Psychologists and behavioral scientists have identified a host of cognitive failures that hamper our educational efforts, our political discourse, and our effectiveness at all levels from personal choice and reasoning to our democratic system.

Making Good Choices Generic

We need systems whereby not only idealists behave properly. We trivialize the future of the world by reducing it to small personal actions like daily recycling and transportation choices, without implementing systems that make good choices generic. And making an effort can be demoralizing when all around you others continue to behave just as before, as if oblivious to the challenges we face. People wait for politicians to do something, but politicians can’t do anything until people demand it. In any case they don’t know what to do without being told. We cannot let them get away with treating “the environment” as just another special interest—but we have been, and why should we think that we will get more effective with more of the same?

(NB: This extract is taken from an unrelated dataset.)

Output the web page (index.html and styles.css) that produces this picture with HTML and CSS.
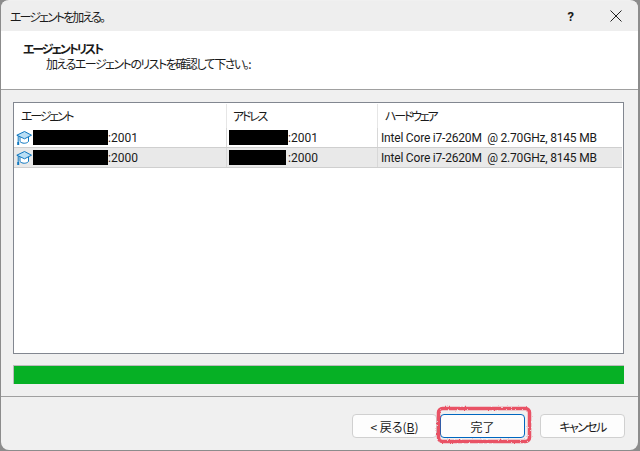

In a globalized world, where several global boundaries have already been exceeded, everything is political. Yet we trivialize politics by reducing it to a never-ending string of issues and cases that we endeavor to address in isolation. Even do-gooders attack problems through “projects,” partially because that is how funding agencies have structured “the world,” when projects are invariably on the wrong scale in both time and space.

We must all do our little bit. But that only works if there are enough of us doing it. Even living a simple life in internally benevolent eco-communes and (temporarily) stable bioregions demands that there are not emergent properties of aggregate human behavior at greater scales. And problems interact. We cannot solve the climate crisis without solving the biodiversity crisis, and vice versa. Can we solve over-fishing without solving ocean acidification, invasive species issues (exacerbated by climate change), eutrophication and soil erosion, over-population, the economic system, and the weaknesses of our democratic systems and international governance?

So, Can We Save the World?

Many of us would answer a simple “No.” if asked whether we can save the world. The feeble attempts to “solve” the most important issues of our times are ludicrously out of proportion to the challenges we face. Is it possible to get humanity to take necessary and sufficient action in time? Where the deadline is perhaps uncertain? If not, what institutions are needed? If the conclusion is that we cannot move humanity to necessary and sufficient action in time (with existing institutions), that too is a powerful and important message. What institutions, with what powers and mandates, would be needed to get the required steps implemented? What processes need to be embarked upon? What can we say about our ability to solve such problems?

“Can we save the world?” should be an important enough question to justify submitting it to our best thinking and a thorough review of everything we know that has bearing upon it. Perhaps it is one that we have shied away from, for fear that a negative answer would breed despair and passivity and become a self-fulfilling prophecy. Yet it is hard to see that compiling everything we know in an accessible manner could be a bad thing, and realistically assessing the mechanisms that hamstring us when we want to save the world may help us find ways to get around them.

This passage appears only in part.